Reliability in Transport CBA : Comparing and Testing the Consistency of the Methods and Their Outcomes



Reliability in Transport CBA : Comparing and Testing the Consistency of the Methods and Their Outcomes

Authors

David MEUNIER, LVMT (UMR-T 9403, École Des Ponts, IFSTTAR, UPEM, UPE), Hélène LE MAITRE, French Ministry of the Environment, Energy and the Sea, Nathalie PICARD, THEMA (université De Cergy-Pontoise)

Description

We compare diverse reliability valuation methods, both qualitatively and by their quantitative results when applied to a list of projects, and discuss their consistency conditions.

Abstract

The reliability issue in transport is discussed here as uncertainty in travel times.
Diverse methods are developed by researchers or used in practice for project CBA in a good number of countries, with valuation rules that translate a quantitative measure of the uncertainty into a monetary value.
In this paper we compare methods, as regards their general characteristics such as theoretical background, practicability and data requirements but also, using data on French networks, as regards their outputs i.e. how they hierarchize projects (ordinal classification) and how they value them.

The three families of methods considered are « mean-dispersion indicator », « proportion of late arrivals » (for public transport) and « compensatory variation ». This last one is calibrated using the MIMETIC survey.
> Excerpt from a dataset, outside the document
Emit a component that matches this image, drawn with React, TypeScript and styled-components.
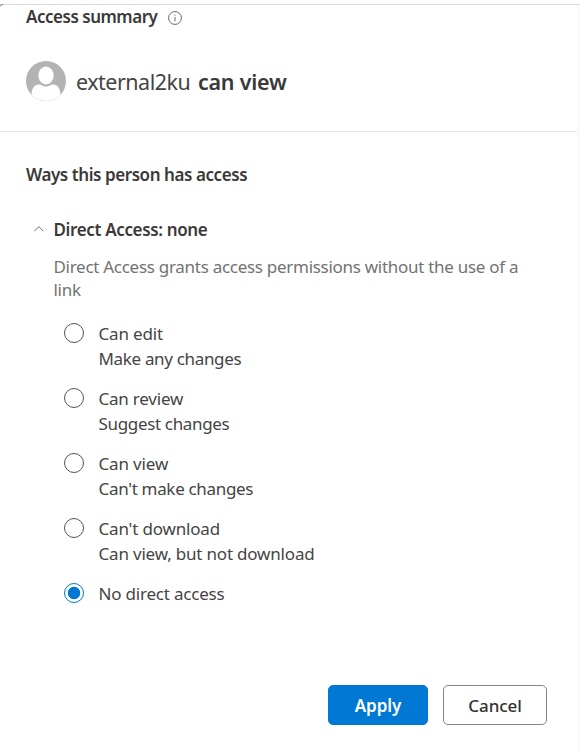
import React, { useState } from 'react';
import styled, { createGlobalStyle } from 'styled-components';

const GlobalStyle = createGlobalStyle`
  * { box-sizing: border-box; }
  body { margin: 0; background: #fff; overflow: hidden; }
`;

const Page = styled.main`
  position: relative;
  width: 580px;
  height: 751px;
  padding-top: 4px;
  background: #fff;
  color: #454443;
  font: 400 17px/24px "Noto Sans", "Open Sans", sans-serif;
`;

const Panel = styled.section`
  height: 747px;
  border-top: 1px solid #d9d9d9;
  display: flex;
  flex-direction: column;
  background: linear-gradient(to right, #fff 577px, #fafafa 577px);
`;

const Corner = styled.svg`
  position: absolute;
  left: 0;
  top: 4px;
`;

const Text = styled.span<{ $tracking?: number }>`
  letter-spacing: ${({ $tracking = 0 }) => $tracking}px;
  white-space: nowrap;
`;

const Strong = styled(Text)`
  font-weight: 560;
  color: #3a3938;
`;

const Header = styled.header`
  width: 577px;
  height: 127px;
  padding-left: 26px;
  border-bottom: 1px solid #e8e8e8;
`;

const Summary = styled.div`
  height: 24px;
  display: flex;
  align-items: center;
  justify-content: space-between;
  width: 156px;
`;

const InfoIcon = styled.svg`
  display: block;
  flex: none;
  margin-top: 2px;
`;

const Person = styled.div`
  height: 40px;
  margin-top: 32px;
  display: flex;
  align-items: center;
  font-size: 21.5px;
  line-height: 30px;
`;

const Avatar = styled.svg`
  flex: none;
  margin-right: 10px;
`;

const PersonName = styled(Text)`
  width: 122px;
  padding-top: 2px;
`;

const Permission = styled(Strong)`
  padding-top: 2px;
`;

const Body = styled.div`
  padding: 31px 0 0 26px;
`;

const Heading = styled.h2`
  margin: 0;
  height: 24px;
  font: inherit;
`;

const AccessHeader = styled.div`
  height: 24px;
  margin-top: 31px;
  padding-left: 7px;
  display: flex;
  align-items: center;
`;

const Chevron = styled.svg`
  margin-right: 8.5px;
`;

const Description = styled.p`
  width: 490px;
  margin: 13px 0 0 27.5px;
  line-height: 23px;
  letter-spacing: -0.285px;
  color: #737271;
`;

const Options = styled.div`
  margin: 20px 0 0 38px;
  display: flex;
  flex-direction: column;
  gap: 15px;
`;

const Option = styled.label`
  display: flex;
  align-items: flex-start;
  cursor: pointer;
`;

const Radio = styled.input`
  appearance: none;
  flex: none;
  width: 20px;
  height: 20px;
  margin: 2px 14.5px 0 0;
  border: 1px solid #565554;
  border-radius: 50%;
  background: #fff;

  &:checked {
    border-color: #0078d4;
    background: radial-gradient(circle, #0078d4 5.8px, #fff 6.6px);
  }
`;

const OptionText = styled.span`
  display: flex;
  flex-direction: column;
  line-height: 25px;
`;

const Footer = styled.footer`
  margin-top: auto;
  padding: 0 33px 26px 0;
  display: flex;
  justify-content: flex-end;
  gap: 15px;
`;

const Button = styled.button<{ $primary?: boolean }>`
  width: ${({ $primary }) => ($primary ? 100 : 104)}px;
  height: 40px;
  padding: 1px 0 0;
  border: 1px solid ${({ $primary }) => ($primary ? '#0078d4' : '#858483')};
  border-radius: 5px;
  background: ${({ $primary }) => ($primary ? '#0078d4' : '#fff')};
  color: ${({ $primary }) => ($primary ? '#fff' : '#333231')};
  font: inherit;
  font-weight: ${({ $primary }) => ($primary ? 600 : 540)};
`;

type Choice = { label: string; tracking: number; hint?: string; hintTracking?: number };

const choices: Choice[] = [
  { label: 'Can edit', tracking: -0.15, hint: 'Make any changes', hintTracking: -0.33 },
  { label: 'Can review', tracking: -0.22, hint: 'Suggest changes', hintTracking: -0.34 },
  { label: 'Can view', tracking: -0.15, hint: "Can't make changes", hintTracking: -0.32 },
  { label: "Can't download", tracking: -0.18, hint: 'Can view, but not download', hintTracking: -0.19 },
  { label: 'No direct access', tracking: -0.2 },
];

export default function App() {
  const [selected, setSelected] = useState(4);
  return (
    <Page>
      <GlobalStyle />
      <Panel>
        <Header>
          <Summary>
            <Strong $tracking={-0.48}>Access summary</Strong>
            <InfoIcon width="14" height="14" viewBox="0 0 14 14" fill="none" stroke="#5a5958">
              <circle cx="7" cy="7" r="6.4" strokeWidth="0.9" />
              <path d="M7 6v4.3M7 3.7v1.1" strokeWidth="0.9" />
            </InfoIcon>
          </Summary>
          <Person>
            <Avatar width="40" height="40" viewBox="0 0 40 40">
              <defs>
                <clipPath id="avatar"><circle cx="20" cy="20" r="20" /></clipPath>
              </defs>
              <g clipPath="url(#avatar)">
                <rect width="40" height="40" fill="#b3b3b3" />
                <ellipse cx="20" cy="14.5" rx="7.7" ry="8.9" fill="#fff" />
                <path d="M5.500 40V33C6 26.500 9 23.500 13 23.500C15.500 23.500 16.500 25.500 20 25.500S24.500 23.500 27 23.500C31 23.500 34 26.500 34.500 33V40Z" fill="#fff" />
              </g>
              <path d="M6 34.300A19.700 19.700 0 0 0 34 34.300" fill="none" stroke="#e6e6e6" strokeWidth="0.6" />
            </Avatar>
            <PersonName $tracking={-0.5}>external2ku</PersonName>
            <Permission $tracking={-0.25}>can view</Permission>
          </Person>
        </Header>
        <Body>
          <Heading><Strong $tracking={-0.43}>Ways this person has access</Strong></Heading>
          <AccessHeader>
            <Chevron width="12" height="8" viewBox="0 0 12 8" fill="none" stroke="#605e5c" strokeWidth="0.9">
              <path d="M1.300 5.200L5.800 0.700L10.300 5.200" />
            </Chevron>
            <Strong $tracking={-0.35}>Direct Access: none</Strong>
          </AccessHeader>
          <Description>Direct Access grants access permissions without the use of a link</Description>
          <Options role="radiogroup">
            {choices.map((c, i) => (
              <Option key={c.label}>
                <Radio type="radio" name="access" checked={selected === i} onChange={() => setSelected(i)} />
                <OptionText>
                  <Text $tracking={c.tracking}>{c.label}</Text>
                  {c.hint && <Text $tracking={c.hintTracking}>{c.hint}</Text>}
                </OptionText>
              </Option>
            ))}
          </Options>
        </Body>
        <Footer>
          <Button $primary><Text $tracking={-0.05}>Apply</Text></Button>
          <Button><Text $tracking={-0.1}>Cancel</Text></Button>
        </Footer>
      </Panel>
      <Corner width="5" height="4" viewBox="0 0 5 4" fill="none" stroke="#777">
        <path d="M0 2.200Q0.800 0.800 3 0.500" />
      </Corner>
    </Page>
  );
}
The parameters used for the other methods come from official guidelines or from a meta-analysis of values appearing in the literature.
A list of travel time distributions for 12 road and rail projects is used for the comparison.

As a whole, the results indicate that project hierarchies are consistent over the methods tested, but that the monetary values given may differ, especially for the public transport methods which show much bigger reliability valuations.
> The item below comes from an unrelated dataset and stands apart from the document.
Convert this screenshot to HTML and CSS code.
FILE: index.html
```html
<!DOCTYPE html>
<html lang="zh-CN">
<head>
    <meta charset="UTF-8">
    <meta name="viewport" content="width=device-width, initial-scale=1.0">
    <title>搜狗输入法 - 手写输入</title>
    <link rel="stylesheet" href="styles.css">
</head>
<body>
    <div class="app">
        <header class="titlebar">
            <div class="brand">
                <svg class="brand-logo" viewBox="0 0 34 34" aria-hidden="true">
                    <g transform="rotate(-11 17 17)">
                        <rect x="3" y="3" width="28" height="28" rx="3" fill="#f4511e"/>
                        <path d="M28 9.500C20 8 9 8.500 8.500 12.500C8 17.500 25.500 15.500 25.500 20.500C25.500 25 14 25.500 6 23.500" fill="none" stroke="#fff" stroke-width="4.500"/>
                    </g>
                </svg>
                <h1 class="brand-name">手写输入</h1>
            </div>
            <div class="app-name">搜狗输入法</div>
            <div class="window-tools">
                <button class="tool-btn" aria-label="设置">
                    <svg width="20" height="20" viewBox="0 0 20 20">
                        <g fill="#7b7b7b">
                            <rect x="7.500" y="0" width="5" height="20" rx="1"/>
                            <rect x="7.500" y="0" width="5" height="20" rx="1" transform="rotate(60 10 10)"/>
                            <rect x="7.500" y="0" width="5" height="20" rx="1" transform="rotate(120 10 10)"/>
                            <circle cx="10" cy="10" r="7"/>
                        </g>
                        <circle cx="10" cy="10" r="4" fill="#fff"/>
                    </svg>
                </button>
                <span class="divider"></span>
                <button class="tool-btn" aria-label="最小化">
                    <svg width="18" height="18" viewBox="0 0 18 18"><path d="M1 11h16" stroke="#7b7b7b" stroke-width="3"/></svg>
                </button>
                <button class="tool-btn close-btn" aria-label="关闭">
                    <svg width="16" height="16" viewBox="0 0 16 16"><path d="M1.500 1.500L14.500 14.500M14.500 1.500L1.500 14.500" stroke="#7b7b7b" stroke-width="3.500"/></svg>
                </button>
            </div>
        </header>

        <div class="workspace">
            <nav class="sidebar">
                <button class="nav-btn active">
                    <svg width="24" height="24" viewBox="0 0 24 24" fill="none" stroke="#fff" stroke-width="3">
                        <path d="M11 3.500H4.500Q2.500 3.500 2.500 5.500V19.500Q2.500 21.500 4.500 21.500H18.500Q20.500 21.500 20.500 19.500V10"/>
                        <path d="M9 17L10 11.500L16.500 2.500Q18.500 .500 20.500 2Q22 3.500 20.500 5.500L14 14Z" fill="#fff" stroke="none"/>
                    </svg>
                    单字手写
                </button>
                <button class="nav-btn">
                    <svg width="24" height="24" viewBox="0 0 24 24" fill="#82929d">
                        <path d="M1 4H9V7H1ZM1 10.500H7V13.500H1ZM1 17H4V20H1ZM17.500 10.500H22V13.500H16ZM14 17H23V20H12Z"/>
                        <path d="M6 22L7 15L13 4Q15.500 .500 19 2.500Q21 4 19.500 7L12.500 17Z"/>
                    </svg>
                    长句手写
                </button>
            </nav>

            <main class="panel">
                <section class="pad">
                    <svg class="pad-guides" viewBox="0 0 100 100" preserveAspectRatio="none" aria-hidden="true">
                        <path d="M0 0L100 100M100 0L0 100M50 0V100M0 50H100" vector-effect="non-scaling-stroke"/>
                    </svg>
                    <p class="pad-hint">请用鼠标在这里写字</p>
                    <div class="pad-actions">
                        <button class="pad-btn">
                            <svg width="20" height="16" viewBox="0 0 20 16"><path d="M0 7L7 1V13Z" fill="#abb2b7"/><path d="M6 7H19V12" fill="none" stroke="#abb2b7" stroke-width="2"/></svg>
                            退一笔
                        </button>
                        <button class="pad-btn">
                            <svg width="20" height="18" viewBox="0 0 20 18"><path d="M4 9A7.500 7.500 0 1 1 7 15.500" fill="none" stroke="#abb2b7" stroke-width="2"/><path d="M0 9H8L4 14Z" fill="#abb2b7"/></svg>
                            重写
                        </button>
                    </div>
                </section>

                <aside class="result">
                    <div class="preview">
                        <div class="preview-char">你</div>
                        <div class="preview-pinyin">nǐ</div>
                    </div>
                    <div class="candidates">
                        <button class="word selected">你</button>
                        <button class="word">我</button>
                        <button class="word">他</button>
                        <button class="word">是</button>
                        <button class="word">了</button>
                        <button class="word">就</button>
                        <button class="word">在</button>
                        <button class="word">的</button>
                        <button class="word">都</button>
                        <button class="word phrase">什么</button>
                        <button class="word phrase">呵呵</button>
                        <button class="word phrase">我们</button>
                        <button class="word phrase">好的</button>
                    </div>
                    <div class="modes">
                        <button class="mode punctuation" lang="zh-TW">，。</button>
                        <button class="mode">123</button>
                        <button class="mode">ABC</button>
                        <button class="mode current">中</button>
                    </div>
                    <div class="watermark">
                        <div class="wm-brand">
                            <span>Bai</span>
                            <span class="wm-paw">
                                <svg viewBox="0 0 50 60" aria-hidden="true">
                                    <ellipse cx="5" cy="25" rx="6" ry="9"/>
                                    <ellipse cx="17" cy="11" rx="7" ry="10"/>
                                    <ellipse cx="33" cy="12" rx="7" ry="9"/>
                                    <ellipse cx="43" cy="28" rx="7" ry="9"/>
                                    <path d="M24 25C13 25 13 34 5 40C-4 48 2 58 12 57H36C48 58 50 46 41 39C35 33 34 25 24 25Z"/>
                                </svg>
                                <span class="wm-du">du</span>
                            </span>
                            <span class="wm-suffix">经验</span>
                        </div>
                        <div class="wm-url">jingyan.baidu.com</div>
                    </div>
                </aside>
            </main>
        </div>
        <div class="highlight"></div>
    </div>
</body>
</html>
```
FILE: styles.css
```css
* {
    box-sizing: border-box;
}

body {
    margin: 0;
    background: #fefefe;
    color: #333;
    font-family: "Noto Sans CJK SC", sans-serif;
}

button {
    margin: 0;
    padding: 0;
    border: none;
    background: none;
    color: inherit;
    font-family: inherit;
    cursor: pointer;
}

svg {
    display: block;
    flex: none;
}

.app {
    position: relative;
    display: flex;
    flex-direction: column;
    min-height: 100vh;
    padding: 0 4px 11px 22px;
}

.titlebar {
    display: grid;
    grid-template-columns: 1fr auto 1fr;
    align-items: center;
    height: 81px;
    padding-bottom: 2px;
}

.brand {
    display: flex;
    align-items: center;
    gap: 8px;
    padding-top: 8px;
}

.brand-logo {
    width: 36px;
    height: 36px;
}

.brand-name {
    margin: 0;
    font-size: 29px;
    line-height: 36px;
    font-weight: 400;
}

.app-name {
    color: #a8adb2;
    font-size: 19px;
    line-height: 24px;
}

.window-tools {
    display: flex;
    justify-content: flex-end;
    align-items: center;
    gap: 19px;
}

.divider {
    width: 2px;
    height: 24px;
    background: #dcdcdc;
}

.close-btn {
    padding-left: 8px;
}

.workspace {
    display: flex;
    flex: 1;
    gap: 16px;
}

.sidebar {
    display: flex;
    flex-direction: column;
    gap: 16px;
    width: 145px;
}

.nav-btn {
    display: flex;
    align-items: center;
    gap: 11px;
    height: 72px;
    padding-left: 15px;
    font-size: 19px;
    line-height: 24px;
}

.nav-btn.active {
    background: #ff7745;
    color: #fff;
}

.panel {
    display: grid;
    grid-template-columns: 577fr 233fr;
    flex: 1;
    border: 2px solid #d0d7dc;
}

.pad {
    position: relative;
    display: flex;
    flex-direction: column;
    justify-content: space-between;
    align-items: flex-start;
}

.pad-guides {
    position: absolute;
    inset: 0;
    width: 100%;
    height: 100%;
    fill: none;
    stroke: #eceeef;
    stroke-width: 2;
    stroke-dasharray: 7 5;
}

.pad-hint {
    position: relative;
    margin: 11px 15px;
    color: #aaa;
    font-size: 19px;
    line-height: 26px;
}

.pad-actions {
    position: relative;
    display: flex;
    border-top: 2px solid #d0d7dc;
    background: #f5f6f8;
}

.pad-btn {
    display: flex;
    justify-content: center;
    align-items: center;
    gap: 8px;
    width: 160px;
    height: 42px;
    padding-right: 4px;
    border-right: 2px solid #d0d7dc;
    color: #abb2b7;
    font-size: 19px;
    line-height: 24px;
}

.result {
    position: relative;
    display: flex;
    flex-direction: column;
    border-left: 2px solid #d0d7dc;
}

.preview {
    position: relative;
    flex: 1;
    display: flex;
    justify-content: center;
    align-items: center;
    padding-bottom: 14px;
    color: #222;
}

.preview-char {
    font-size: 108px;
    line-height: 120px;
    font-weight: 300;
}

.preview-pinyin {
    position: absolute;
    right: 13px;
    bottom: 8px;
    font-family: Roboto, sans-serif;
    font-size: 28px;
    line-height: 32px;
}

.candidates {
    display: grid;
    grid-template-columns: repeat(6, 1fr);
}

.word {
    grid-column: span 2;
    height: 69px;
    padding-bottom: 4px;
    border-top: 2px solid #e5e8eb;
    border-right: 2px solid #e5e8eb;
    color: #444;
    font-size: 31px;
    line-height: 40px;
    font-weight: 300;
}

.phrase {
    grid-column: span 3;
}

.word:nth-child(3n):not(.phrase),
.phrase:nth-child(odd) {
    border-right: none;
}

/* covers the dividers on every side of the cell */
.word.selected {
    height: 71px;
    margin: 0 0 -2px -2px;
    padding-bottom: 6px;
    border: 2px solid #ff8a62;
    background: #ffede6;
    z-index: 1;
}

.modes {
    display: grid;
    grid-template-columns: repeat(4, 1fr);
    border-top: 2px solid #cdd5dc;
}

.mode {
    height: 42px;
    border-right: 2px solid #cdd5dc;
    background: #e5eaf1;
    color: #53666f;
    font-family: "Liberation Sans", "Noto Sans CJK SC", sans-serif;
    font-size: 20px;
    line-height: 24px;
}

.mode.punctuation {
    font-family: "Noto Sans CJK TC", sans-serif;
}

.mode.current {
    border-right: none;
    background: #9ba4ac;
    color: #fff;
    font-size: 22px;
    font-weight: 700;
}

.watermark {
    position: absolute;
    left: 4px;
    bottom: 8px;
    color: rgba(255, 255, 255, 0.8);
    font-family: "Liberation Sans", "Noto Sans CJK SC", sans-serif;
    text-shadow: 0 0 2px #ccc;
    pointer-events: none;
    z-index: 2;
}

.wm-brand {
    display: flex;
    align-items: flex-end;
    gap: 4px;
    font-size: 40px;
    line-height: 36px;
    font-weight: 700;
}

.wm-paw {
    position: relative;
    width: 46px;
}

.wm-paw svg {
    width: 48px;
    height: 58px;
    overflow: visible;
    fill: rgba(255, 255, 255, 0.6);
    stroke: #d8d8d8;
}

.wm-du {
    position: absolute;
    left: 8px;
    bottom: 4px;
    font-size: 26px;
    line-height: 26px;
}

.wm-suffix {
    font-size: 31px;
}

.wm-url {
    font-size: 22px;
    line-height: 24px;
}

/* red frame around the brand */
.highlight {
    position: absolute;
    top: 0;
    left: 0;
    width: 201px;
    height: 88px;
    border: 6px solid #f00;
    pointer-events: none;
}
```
Since travel time data is usually available at the link level, the difficulties in treating travel time uncertainty at the Origin-Destination level as a chain of links are also considered, acknowledging that the assumption of independence between individual links is not realistic.

Theoretical issues are discussed such as the consistency with average travel time valuation, the influence of transport service operators’ actions in public transport, and the relationship between inter-consistency of the methods and the choice of the functional form of travel time distributions.